◆ Written problem
The lines to extract run from the first line of the material below to the line containing "const progress = 35;", both included; leave the pictures behind.

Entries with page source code

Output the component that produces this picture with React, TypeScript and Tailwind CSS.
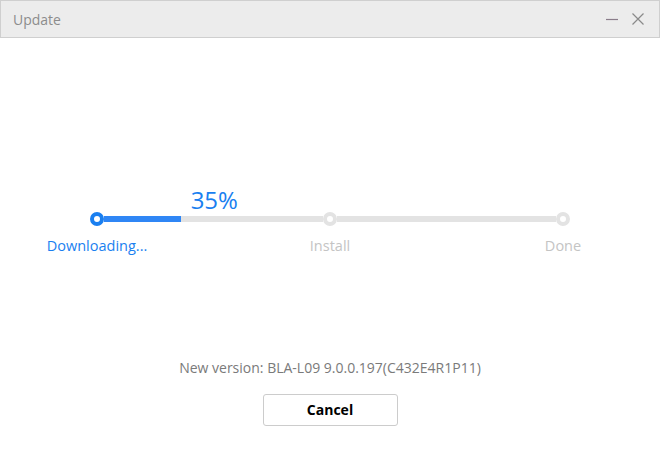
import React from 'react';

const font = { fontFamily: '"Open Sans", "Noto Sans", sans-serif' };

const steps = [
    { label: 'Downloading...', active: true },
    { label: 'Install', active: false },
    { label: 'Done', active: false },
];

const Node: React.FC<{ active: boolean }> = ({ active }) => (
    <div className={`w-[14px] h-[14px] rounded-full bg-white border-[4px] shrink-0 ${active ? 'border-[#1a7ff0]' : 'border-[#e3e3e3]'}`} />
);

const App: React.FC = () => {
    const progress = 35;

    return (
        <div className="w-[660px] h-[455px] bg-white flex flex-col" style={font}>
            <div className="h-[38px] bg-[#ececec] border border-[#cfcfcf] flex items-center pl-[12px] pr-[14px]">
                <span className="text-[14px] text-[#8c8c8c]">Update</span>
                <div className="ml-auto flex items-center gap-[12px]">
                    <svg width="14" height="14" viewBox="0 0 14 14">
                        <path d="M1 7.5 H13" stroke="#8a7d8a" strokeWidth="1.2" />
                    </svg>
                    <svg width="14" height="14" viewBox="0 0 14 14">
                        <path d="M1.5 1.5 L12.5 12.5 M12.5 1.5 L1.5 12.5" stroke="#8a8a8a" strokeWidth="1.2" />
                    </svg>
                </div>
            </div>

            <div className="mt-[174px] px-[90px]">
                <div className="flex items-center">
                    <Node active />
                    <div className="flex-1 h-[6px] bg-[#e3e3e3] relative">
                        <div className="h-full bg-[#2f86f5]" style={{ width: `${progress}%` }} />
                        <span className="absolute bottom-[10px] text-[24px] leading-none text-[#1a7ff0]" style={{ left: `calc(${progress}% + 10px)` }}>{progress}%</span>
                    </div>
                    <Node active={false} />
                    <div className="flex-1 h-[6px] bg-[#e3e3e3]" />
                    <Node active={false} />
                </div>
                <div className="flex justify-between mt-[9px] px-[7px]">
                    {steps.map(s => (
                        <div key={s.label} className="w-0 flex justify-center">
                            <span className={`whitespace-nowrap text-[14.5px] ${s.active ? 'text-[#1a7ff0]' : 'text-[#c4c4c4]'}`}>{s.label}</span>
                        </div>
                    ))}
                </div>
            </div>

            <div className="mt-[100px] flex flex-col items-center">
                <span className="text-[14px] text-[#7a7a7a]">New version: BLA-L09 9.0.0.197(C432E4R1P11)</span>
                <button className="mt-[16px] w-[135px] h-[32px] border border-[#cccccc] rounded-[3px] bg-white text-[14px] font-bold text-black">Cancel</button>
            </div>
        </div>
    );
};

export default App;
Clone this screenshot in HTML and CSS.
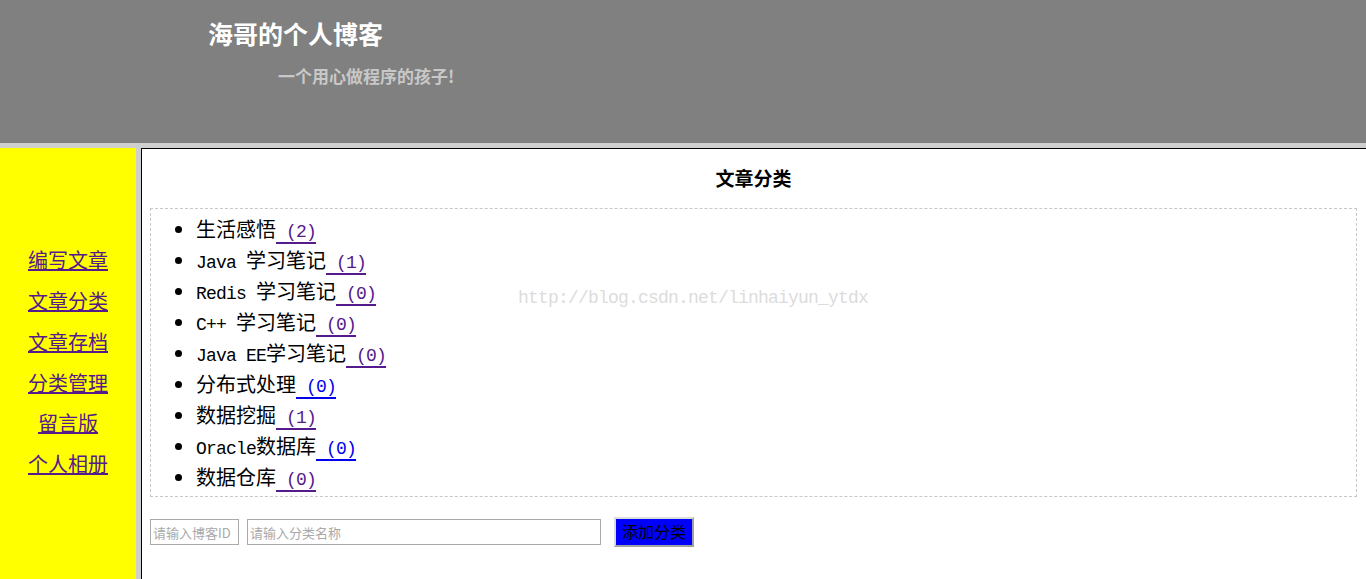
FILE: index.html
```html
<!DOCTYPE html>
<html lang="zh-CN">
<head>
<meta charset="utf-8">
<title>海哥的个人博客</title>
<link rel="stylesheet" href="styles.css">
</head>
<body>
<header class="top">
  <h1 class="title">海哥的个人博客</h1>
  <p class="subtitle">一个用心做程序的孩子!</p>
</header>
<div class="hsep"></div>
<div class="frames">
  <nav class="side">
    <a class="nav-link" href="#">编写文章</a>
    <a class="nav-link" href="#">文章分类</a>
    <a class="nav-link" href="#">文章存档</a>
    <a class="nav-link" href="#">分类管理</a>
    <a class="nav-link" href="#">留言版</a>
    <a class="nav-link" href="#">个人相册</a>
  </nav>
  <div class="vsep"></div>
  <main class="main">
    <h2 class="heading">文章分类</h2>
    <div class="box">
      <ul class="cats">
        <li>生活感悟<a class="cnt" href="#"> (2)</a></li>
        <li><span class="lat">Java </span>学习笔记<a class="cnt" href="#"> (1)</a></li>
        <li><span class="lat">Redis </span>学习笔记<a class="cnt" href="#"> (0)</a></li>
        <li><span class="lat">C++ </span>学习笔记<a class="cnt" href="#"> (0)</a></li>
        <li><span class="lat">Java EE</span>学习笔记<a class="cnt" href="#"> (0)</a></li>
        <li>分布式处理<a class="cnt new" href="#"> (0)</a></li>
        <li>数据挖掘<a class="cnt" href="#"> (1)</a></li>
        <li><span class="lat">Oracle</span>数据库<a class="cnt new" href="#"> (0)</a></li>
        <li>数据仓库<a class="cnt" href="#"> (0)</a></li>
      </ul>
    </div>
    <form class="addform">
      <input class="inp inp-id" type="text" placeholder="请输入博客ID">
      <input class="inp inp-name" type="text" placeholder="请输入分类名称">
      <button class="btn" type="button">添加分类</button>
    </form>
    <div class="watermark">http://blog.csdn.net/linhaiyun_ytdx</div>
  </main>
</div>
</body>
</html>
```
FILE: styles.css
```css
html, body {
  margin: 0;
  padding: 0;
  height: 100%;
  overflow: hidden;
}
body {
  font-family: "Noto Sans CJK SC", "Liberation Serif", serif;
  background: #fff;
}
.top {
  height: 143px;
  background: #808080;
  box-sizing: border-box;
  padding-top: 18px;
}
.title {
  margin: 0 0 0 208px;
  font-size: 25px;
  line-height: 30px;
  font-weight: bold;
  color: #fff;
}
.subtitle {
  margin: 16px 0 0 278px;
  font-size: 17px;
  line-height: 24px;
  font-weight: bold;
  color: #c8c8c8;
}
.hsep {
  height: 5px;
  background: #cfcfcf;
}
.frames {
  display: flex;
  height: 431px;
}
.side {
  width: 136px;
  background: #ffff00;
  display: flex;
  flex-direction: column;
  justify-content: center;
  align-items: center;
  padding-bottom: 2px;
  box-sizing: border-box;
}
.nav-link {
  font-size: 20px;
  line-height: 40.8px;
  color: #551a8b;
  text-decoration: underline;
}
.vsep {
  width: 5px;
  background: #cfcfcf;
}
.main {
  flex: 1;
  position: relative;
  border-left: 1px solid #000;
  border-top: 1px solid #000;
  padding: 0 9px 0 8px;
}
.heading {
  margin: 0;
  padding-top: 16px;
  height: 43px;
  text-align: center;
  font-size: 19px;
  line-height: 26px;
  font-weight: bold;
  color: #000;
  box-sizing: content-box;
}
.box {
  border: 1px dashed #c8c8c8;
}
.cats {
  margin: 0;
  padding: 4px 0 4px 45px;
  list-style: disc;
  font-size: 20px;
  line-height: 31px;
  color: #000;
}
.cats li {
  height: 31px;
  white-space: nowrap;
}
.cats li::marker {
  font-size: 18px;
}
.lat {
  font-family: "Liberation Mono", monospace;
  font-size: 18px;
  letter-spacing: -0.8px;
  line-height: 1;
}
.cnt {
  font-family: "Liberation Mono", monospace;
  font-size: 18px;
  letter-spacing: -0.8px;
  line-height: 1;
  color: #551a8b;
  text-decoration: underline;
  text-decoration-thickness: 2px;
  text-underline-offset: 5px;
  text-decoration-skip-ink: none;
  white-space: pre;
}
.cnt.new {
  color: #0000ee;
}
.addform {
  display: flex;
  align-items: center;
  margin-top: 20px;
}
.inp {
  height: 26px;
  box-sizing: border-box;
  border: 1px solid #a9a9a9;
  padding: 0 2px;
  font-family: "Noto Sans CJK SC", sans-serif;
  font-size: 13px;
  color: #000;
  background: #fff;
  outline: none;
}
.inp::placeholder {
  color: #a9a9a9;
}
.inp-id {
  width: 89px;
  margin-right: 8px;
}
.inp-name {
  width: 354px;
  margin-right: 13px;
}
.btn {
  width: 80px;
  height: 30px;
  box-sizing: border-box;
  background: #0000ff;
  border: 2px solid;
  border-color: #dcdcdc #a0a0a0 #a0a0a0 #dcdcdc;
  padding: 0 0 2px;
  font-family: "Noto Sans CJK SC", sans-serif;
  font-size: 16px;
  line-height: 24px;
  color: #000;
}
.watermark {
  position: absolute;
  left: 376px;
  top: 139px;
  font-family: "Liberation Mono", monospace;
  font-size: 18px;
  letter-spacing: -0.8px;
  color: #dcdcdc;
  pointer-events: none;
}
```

◆ Response to this task
Output the component that produces this picture with React, TypeScript and Tailwind CSS.
import React from 'react';

const font = { fontFamily: '"Open Sans", "Noto Sans", sans-serif' };

const steps = [
    { label: 'Downloading...', active: true },
    { label: 'Install', active: false },
    { label: 'Done', active: false },
];

const Node: React.FC<{ active: boolean }> = ({ active }) => (
    <div className={`w-[14px] h-[14px] rounded-full bg-white border-[4px] shrink-0 ${active ? 'border-[#1a7ff0]' : 'border-[#e3e3e3]'}`} />
);

const App: React.FC = () => {
    const progress = 35;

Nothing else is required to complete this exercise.